## DATA SHOWN
-- Begin --

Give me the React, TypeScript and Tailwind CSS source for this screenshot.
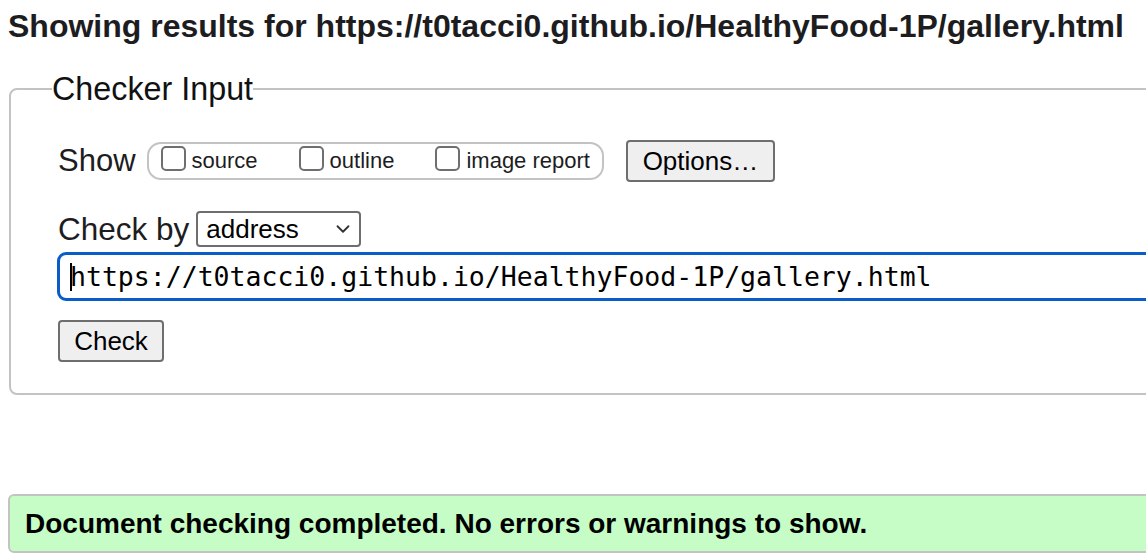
import { ChevronDown } from "lucide-react";

const sans = { fontFamily: '"Liberation Sans", Arial, sans-serif' };

function Box({ label }: { label: string }) {
  return (
    <label className="flex items-center">
      <span className="mb-[6px] h-[25px] w-[25px] rounded-[5px] border-2 border-[#6f6f6f] bg-white" />
      <span className="ml-[6px] text-[22px] leading-[26px] text-[#1d1d1f]">{label}</span>
    </label>
  );
}

export default function App() {
  return (
    <div className="h-[560px] w-[1146px] overflow-hidden bg-white" style={sans}>
      <h2 className="ml-[8px] mt-[8px] whitespace-nowrap text-[32px] font-bold leading-[36px] text-[#1d1d1f]">
        Showing results for https://t0tacci0.github.io/HealthyFood-1P/gallery.html
      </h2>

      <fieldset className="ml-[9px] mt-[27px] w-[1180px] rounded-[8px] border-2 border-[#c3c3c3] pb-[31px] pl-[47px] pt-[33px]">
        <legend className="-ml-[6px] text-[32.3px] leading-[36px] text-[#111]">Checker Input</legend>

        {/* Show */}
        <div className="flex items-center">
          <span className="text-[31px] leading-[36px] text-[#1d1d1f]">Show</span>
          <div className="ml-[11px] flex h-[38px] items-center gap-[41px] rounded-[14px] border-2 border-[#c3c3c3] pl-[12px] pr-[12px]">
            <Box label="source" />
            <Box label="outline" />
            <Box label="image report" />
          </div>
          <button className="ml-[22px] h-[42px] w-[149px] rounded-[4px] border-2 border-[#6e6e6e] bg-[#efefef] text-[26px] leading-[30px] text-black">
            Options…
          </button>
        </div>

        {/* Check by */}
        <div className="mt-[29px] flex items-center">
          <span className="text-[31.5px] leading-[36px] text-[#1d1d1f]">Check by</span>
          <div className="ml-[7px] flex h-[36px] w-[165px] items-center justify-between rounded-[4px] border-2 border-[#6e6e6e] bg-white pl-[8px] pr-[5px]">
            <span className="text-[26px] leading-[30px] text-black">address</span>
            <ChevronDown className="h-[22px] w-[22px] text-[#333]" strokeWidth={2} />
          </div>
        </div>

        {/* URL input */}
        <div className="-ml-[1px] mt-[5px] flex h-[49px] items-center rounded-[9px] border-[3px] border-[#0a5cc7] bg-white pl-[10px]">
          <span className="h-[28px] w-[2px] bg-black" />
          <span
            className="-ml-[2px] whitespace-nowrap text-[26.5px] leading-[30px] text-black"
            style={{ fontFamily: '"DejaVu Sans Mono", "Liberation Mono", monospace' }}
          >
            https://t0tacci0.github.io/HealthyFood-1P/gallery.html
          </span>
        </div>

        <button className="mt-[19px] h-[42px] w-[106px] rounded-[4px] border-2 border-[#6e6e6e] bg-[#efefef] text-[26px] leading-[30px] text-black">
          Check
        </button>
      </fieldset>

      <div className="ml-[8px] mt-[99px] flex h-[59px] w-[1180px] items-center rounded-[6px] border-2 border-[#c3c3c3] bg-[#c6fdc6] pl-[15px]">
        <span className="text-[28px] font-bold leading-[32px] text-black">
          Document checking completed. No errors or warnings to show.
        </span>
      </div>
    </div>
  );
}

-- End --

## WRITTEN REQUEST
Every line of the material is to be quoted exactly, with no pictures carried over.

## REPLY TO THE EXERCISE
Give me the React, TypeScript and Tailwind CSS source for this screenshot.
import { ChevronDown } from "lucide-react";

const sans = { fontFamily: '"Liberation Sans", Arial, sans-serif' };

function Box({ label }: { label: string }) {
  return (
    <label className="flex items-center">
      <span className="mb-[6px] h-[25px] w-[25px] rounded-[5px] border-2 border-[#6f6f6f] bg-white" />
      <span className="ml-[6px] text-[22px] leading-[26px] text-[#1d1d1f]">{label}</span>
    </label>
  );
}

export default function App() {
  return (
    <div className="h-[560px] w-[1146px] overflow-hidden bg-white" style={sans}>
      <h2 className="ml-[8px] mt-[8px] whitespace-nowrap text-[32px] font-bold leading-[36px] text-[#1d1d1f]">
        Showing results for https://t0tacci0.github.io/HealthyFood-1P/gallery.html
      </h2>

      <fieldset className="ml-[9px] mt-[27px] w-[1180px] rounded-[8px] border-2 border-[#c3c3c3] pb-[31px] pl-[47px] pt-[33px]">
        <legend className="-ml-[6px] text-[32.3px] leading-[36px] text-[#111]">Checker Input</legend>

        {/* Show */}
        <div className="flex items-center">
          <span className="text-[31px] leading-[36px] text-[#1d1d1f]">Show</span>
          <div className="ml-[11px] flex h-[38px] items-center gap-[41px] rounded-[14px] border-2 border-[#c3c3c3] pl-[12px] pr-[12px]">
            <Box label="source" />
            <Box label="outline" />
            <Box label="image report" />
          </div>
          <button className="ml-[22px] h-[42px] w-[149px] rounded-[4px] border-2 border-[#6e6e6e] bg-[#efefef] text-[26px] leading-[30px] text-black">
            Options…
          </button>
        </div>

        {/* Check by */}
        <div className="mt-[29px] flex items-center">
          <span className="text-[31.5px] leading-[36px] text-[#1d1d1f]">Check by</span>
          <div className="ml-[7px] flex h-[36px] w-[165px] items-center justify-between rounded-[4px] border-2 border-[#6e6e6e] bg-white pl-[8px] pr-[5px]">
            <span className="text-[26px] leading-[30px] text-black">address</span>
            <ChevronDown className="h-[22px] w-[22px] text-[#333]" strokeWidth={2} />
          </div>
        </div>

        {/* URL input */}
        <div className="-ml-[1px] mt-[5px] flex h-[49px] items-center rounded-[9px] border-[3px] border-[#0a5cc7] bg-white pl-[10px]">
          <span className="h-[28px] w-[2px] bg-black" />
          <span
            className="-ml-[2px] whitespace-nowrap text-[26.5px] leading-[30px] text-black"
            style={{ fontFamily: '"DejaVu Sans Mono", "Liberation Mono", monospace' }}
          >
            https://t0tacci0.github.io/HealthyFood-1P/gallery.html
          </span>
        </div>

        <button className="mt-[19px] h-[42px] w-[106px] rounded-[4px] border-2 border-[#6e6e6e] bg-[#efefef] text-[26px] leading-[30px] text-black">
          Check
        </button>
      </fieldset>

      <div className="ml-[8px] mt-[99px] flex h-[59px] w-[1180px] items-center rounded-[6px] border-2 border-[#c3c3c3] bg-[#c6fdc6] pl-[15px]">
        <span className="text-[28px] font-bold leading-[32px] text-black">
          Document checking completed. No errors or warnings to show.
        </span>
      </div>
    </div>
  );
}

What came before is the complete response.